MATERIAL PROVIDED
--- --- ---

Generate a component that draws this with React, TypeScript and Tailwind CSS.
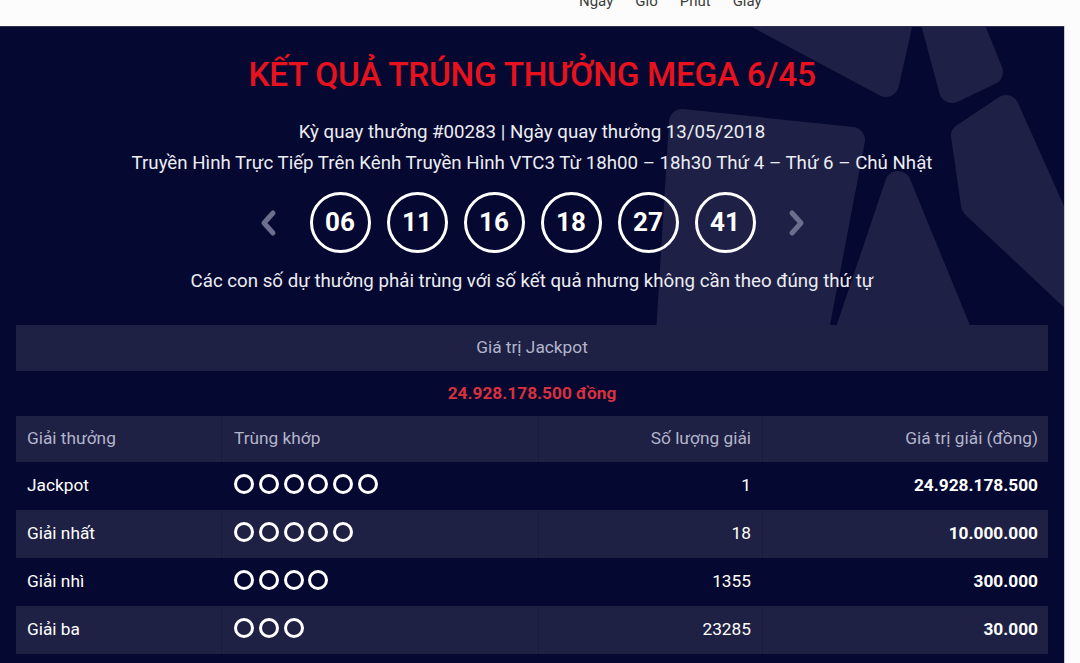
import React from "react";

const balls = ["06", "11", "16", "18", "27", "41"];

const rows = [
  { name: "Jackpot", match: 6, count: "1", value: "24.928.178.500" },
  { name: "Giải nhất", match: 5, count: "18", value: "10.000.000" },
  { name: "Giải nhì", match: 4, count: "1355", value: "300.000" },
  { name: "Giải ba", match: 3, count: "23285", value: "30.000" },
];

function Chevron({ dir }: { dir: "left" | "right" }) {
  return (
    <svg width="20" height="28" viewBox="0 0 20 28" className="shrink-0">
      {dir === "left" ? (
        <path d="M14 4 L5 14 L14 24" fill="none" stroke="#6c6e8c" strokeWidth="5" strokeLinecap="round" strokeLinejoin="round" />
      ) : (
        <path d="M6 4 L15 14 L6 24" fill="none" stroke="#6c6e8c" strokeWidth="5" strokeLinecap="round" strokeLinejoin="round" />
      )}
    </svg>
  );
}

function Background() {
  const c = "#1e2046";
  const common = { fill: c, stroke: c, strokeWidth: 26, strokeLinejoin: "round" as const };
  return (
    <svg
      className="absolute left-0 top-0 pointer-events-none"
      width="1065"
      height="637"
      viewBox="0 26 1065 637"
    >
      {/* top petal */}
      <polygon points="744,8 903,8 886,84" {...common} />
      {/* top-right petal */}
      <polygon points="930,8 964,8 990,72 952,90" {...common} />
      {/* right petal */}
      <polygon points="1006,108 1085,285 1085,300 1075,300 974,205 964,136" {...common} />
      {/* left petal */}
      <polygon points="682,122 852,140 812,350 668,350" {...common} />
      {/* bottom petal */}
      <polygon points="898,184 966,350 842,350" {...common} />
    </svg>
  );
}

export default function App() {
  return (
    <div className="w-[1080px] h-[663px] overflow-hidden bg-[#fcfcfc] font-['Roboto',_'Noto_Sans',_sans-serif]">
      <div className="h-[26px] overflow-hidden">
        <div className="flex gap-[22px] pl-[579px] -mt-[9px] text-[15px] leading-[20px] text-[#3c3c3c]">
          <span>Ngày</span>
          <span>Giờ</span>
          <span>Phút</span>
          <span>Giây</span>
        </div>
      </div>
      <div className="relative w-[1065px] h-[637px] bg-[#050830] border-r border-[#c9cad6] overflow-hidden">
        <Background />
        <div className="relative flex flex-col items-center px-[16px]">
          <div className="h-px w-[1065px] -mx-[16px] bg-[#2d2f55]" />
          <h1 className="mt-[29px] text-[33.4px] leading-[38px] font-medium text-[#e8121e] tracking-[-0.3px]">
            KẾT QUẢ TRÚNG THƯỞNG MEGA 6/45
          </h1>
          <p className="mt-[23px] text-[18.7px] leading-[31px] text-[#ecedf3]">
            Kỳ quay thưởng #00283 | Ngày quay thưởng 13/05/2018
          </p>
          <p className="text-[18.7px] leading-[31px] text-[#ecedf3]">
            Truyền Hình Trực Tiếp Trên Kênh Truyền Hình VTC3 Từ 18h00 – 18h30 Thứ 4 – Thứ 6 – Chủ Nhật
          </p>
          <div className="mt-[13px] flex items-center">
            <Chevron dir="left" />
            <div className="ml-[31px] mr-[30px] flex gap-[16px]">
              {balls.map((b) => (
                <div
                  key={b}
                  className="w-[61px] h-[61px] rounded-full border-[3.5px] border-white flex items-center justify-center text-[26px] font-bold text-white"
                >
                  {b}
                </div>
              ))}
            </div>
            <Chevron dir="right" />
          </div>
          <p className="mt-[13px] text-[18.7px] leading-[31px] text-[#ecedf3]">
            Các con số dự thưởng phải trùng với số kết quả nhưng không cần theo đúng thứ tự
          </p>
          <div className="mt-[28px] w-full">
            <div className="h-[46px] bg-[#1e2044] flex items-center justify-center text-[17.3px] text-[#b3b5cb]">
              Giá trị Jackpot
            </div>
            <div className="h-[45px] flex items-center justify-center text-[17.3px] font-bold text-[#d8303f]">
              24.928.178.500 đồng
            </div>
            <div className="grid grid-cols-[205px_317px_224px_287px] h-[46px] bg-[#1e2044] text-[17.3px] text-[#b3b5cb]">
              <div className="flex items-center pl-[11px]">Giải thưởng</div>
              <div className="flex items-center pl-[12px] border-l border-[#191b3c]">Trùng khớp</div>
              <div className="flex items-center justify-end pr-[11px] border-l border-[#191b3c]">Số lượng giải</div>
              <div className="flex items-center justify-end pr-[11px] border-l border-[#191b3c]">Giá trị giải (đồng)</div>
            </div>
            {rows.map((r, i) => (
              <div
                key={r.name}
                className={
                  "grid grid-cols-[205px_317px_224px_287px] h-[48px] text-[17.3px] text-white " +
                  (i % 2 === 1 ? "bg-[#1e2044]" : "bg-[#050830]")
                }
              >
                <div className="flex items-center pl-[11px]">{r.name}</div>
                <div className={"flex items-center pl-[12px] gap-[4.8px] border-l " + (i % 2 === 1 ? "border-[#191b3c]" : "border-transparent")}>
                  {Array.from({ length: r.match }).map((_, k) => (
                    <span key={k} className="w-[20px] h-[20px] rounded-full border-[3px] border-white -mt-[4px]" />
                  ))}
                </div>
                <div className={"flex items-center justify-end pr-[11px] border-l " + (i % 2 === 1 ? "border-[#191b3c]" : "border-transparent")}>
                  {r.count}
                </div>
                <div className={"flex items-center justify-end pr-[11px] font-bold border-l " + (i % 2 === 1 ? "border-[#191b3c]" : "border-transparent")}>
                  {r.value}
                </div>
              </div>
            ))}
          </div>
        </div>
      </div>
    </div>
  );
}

--- --- ---

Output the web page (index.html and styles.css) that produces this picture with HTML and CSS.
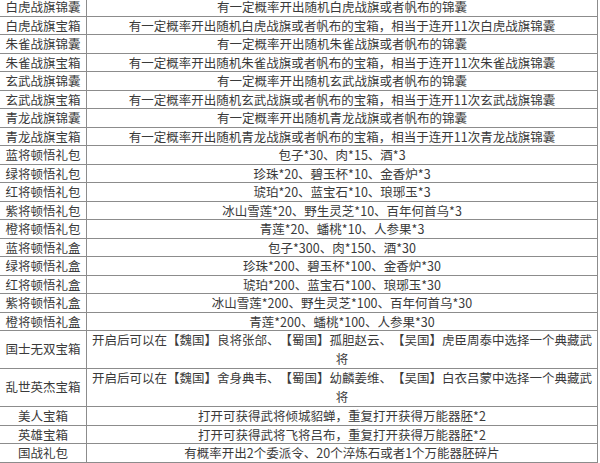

--- --- ---

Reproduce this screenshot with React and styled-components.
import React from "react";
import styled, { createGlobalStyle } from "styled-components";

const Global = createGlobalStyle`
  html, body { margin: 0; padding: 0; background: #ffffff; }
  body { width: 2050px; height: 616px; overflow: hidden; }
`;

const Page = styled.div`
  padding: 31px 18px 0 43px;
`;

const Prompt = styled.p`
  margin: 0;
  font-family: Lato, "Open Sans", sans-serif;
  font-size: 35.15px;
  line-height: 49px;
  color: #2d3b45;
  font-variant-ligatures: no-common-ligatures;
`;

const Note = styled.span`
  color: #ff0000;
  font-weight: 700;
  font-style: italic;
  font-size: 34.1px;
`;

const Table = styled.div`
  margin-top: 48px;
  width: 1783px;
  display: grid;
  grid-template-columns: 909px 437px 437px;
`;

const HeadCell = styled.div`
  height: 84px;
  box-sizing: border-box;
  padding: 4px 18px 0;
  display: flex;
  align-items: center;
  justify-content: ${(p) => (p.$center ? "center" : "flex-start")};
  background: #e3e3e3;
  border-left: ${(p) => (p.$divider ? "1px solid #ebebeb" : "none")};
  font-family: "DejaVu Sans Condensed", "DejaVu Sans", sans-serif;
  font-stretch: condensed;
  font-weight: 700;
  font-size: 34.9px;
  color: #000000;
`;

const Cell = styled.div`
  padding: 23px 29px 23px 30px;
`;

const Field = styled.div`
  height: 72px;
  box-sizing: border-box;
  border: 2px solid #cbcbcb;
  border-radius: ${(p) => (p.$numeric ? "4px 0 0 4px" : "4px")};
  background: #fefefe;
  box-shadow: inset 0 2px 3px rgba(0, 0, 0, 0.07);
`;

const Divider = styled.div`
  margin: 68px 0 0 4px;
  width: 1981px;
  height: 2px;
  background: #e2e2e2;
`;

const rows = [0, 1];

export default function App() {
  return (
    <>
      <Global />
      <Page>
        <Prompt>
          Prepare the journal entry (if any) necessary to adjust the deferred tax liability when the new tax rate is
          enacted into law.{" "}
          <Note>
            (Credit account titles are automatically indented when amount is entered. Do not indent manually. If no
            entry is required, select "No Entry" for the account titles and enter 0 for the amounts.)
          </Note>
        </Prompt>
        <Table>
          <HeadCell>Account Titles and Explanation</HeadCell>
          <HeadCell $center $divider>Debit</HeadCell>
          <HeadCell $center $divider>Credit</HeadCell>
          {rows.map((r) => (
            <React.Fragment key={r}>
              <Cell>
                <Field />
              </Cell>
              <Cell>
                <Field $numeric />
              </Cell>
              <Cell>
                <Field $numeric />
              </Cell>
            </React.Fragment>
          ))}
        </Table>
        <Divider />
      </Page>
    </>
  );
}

--- --- ---

Find all lines where the word "that" appears. Copy them.

Generate a component that draws this with React, TypeScript and Tailwind CSS.
Output the web page (index.html and styles.css) that produces this picture with HTML and CSS.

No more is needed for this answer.